All 5 NASA Mars Rovers · Side by Side
| Rover | Landing | Site | Mass | Power | Cameras | Distance | Sols | Cost | Status |
|---|---|---|---|---|---|---|---|---|---|
| Perseverance | Feb 2021 | Jezero Crater | 1,025 kg | MMRTG (nuclear) | 23 | — | — | $2.7B | ● Active |
| Curiosity | Aug 2012 | Gale Crater | 899 kg | MMRTG (nuclear) | 17 | — | — | $2.5B | ● Active |
| Opportunity | Jan 2004 | Meridiani Planum | 185 kg | Solar panels | 9 | 45.16 km | 5,352 | $400M* | Completed 2019 |
| Spirit | Jan 2004 | Gusev Crater | 185 kg | Solar panels | 9 | 7.73 km | 2,208 | $400M* | Completed 2010 |
| Sojourner | Jul 1997 | Ares Vallis | 10.6 kg | Solar + battery | 3 | ~0.1 km | 83 | $265M† | Completed 1997 |
* Combined MER programme cost (Spirit + Opportunity). † Total Pathfinder mission cost.
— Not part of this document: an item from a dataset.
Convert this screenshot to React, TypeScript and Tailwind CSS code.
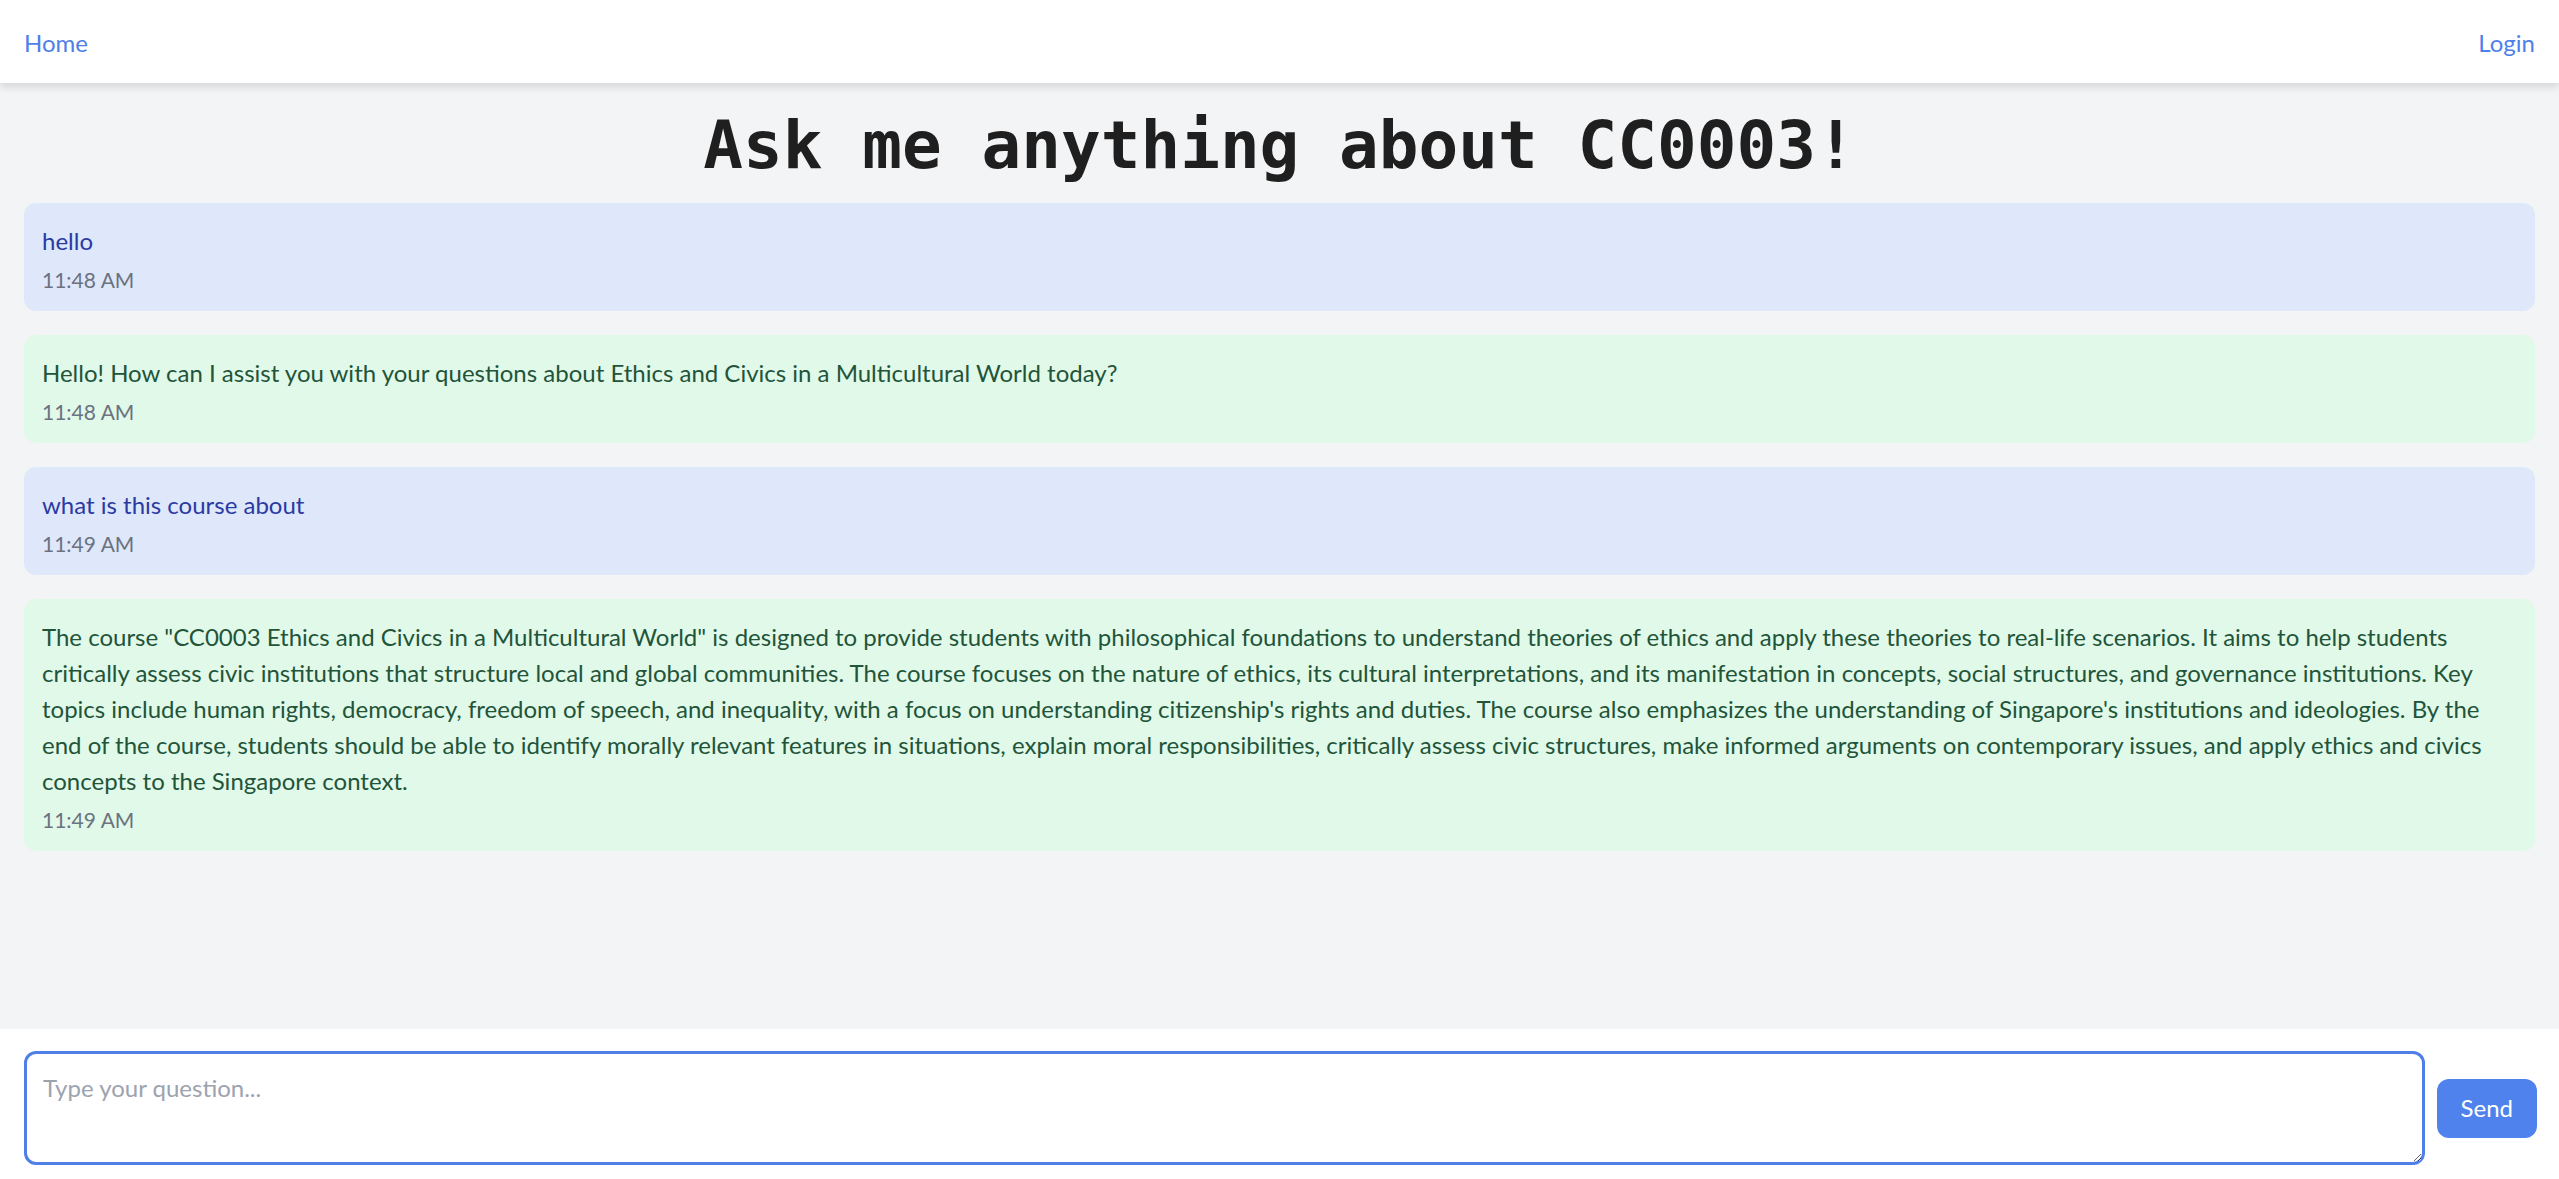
import React from "react";

const font = { fontFamily: "Lato, 'Liberation Sans', sans-serif" };

type Msg = { role: "user" | "bot"; text: string; time: string };

const messages: Msg[] = [
  { role: "user", text: "hello", time: "11:48 AM" },
  {
    role: "bot",
    text: "Hello! How can I assist you with your questions about Ethics and Civics in a Multicultural World today?",
    time: "11:48 AM",
  },
  { role: "user", text: "what is this course about", time: "11:49 AM" },
  {
    role: "bot",
    text: "The course \"CC0003 Ethics and Civics in a Multicultural World\" is designed to provide students with philosophical foundations to understand theories of ethics and apply these theories to real-life scenarios. It aims to help students critically assess civic institutions that structure local and global communities. The course focuses on the nature of ethics, its cultural interpretations, and its manifestation in concepts, social structures, and governance institutions. Key topics include human rights, democracy, freedom of speech, and inequality, with a focus on understanding citizenship's rights and duties. The course also emphasizes the understanding of Singapore's institutions and ideologies. By the end of the course, students should be able to identify morally relevant features in situations, explain moral responsibilities, critically assess civic structures, make informed arguments on contemporary issues, and apply ethics and civics concepts to the Singapore context.",
    time: "11:49 AM",
  },
];

export default function App() {
  return (
    <div className="h-screen flex flex-col bg-[#f3f4f6]" style={font}>
      <nav className="h-[83px] shrink-0 bg-white shadow-[0_4px_8px_rgba(0,0,0,0.12)] flex items-center justify-between px-6 pt-[2px] relative z-10">
        <a className="text-[24px] leading-[36px] text-[#4f7fe8]">Home</a>
        <a className="text-[24px] leading-[36px] text-[#4f7fe8]">Login</a>
      </nav>
      <main className="flex-1 px-6 pt-6 overflow-hidden">
        <h1
          className="text-center text-[66px] leading-[72px] font-bold text-[#1f1f1f] mb-6 pt-[3px] h-[72px]"
          style={{ fontFamily: "'DejaVu Sans Mono', 'Liberation Mono', monospace" }}
        >
          Ask me anything about CC0003!
        </h1>
        <div className="flex flex-col gap-6">
          {messages.map((m, i) => (
            <div
              key={i}
              className={
                m.role === "user"
                  ? "rounded-[12px] bg-[#dee8fa] pt-[20px] pb-[16px] px-[18px]"
                  : "rounded-[12px] bg-[#e1f9e8] pt-[20px] pb-[16px] px-[18px]"
              }
            >
              <p
                className={
                  m.role === "user"
                    ? "text-[24px] leading-[36px] text-[#2b3aa3]"
                    : "text-[24px] leading-[36px] text-[#22543a]"
                }
              >
                {m.text}
              </p>
              <p className="mt-[6px] text-[21px] leading-[30px] text-[#6b7280]">{m.time}</p>
            </div>
          ))}
        </div>
      </main>
      <footer className="shrink-0 bg-white flex items-center gap-3 pl-6 pr-[22px] pt-[22px] pb-[14px]">
        <textarea
          rows={2}
          placeholder="Type your question..."
          className="flex-1 h-[114px] rounded-[12px] border-[3px] border-[#4f7fe8] px-[16px] pt-[16px] pb-[14px] text-[24px] leading-[36px] placeholder:text-[#9ca3af] outline-none"
          style={font}
        />
        <button className="h-[59px] px-6 rounded-[12px] bg-[#4f82ec] text-white text-[24px] leading-[36px]">
          Send
        </button>
      </footer>
    </div>
  );
}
In 29 years, NASA's Mars rovers grew from Sojourner's 10.6 kg — small enough to fit on a desk — to Perseverance's 1,025 kg, roughly the size of a small car. Each generation brought exponential leaps in capability: from Sojourner's single APXS instrument to Perseverance's seven science instruments, 23 cameras, a coring drill, a sample caching system and an oxygen-production experiment.
Spirit and Opportunity were solar-powered, making them vulnerable to dust storms and Martian winters. Opportunity ultimately died when a global dust storm blocked all sunlight. Curiosity and Perseverance carry nuclear batteries (MMRTGs) that generate power from plutonium-238 decay, enabling year-round operations regardless of weather or season.
Sojourner and the MER twins used airbag landings — bouncing to the surface inside cocoons of inflated bags. Curiosity was too heavy for airbags, so engineers invented the sky crane: a rocket-powered descent stage that lowered the rover on cables for a wheels-down landing. Perseverance reused this system and added terrain-relative navigation, autonomously diverting to avoid hazards during descent.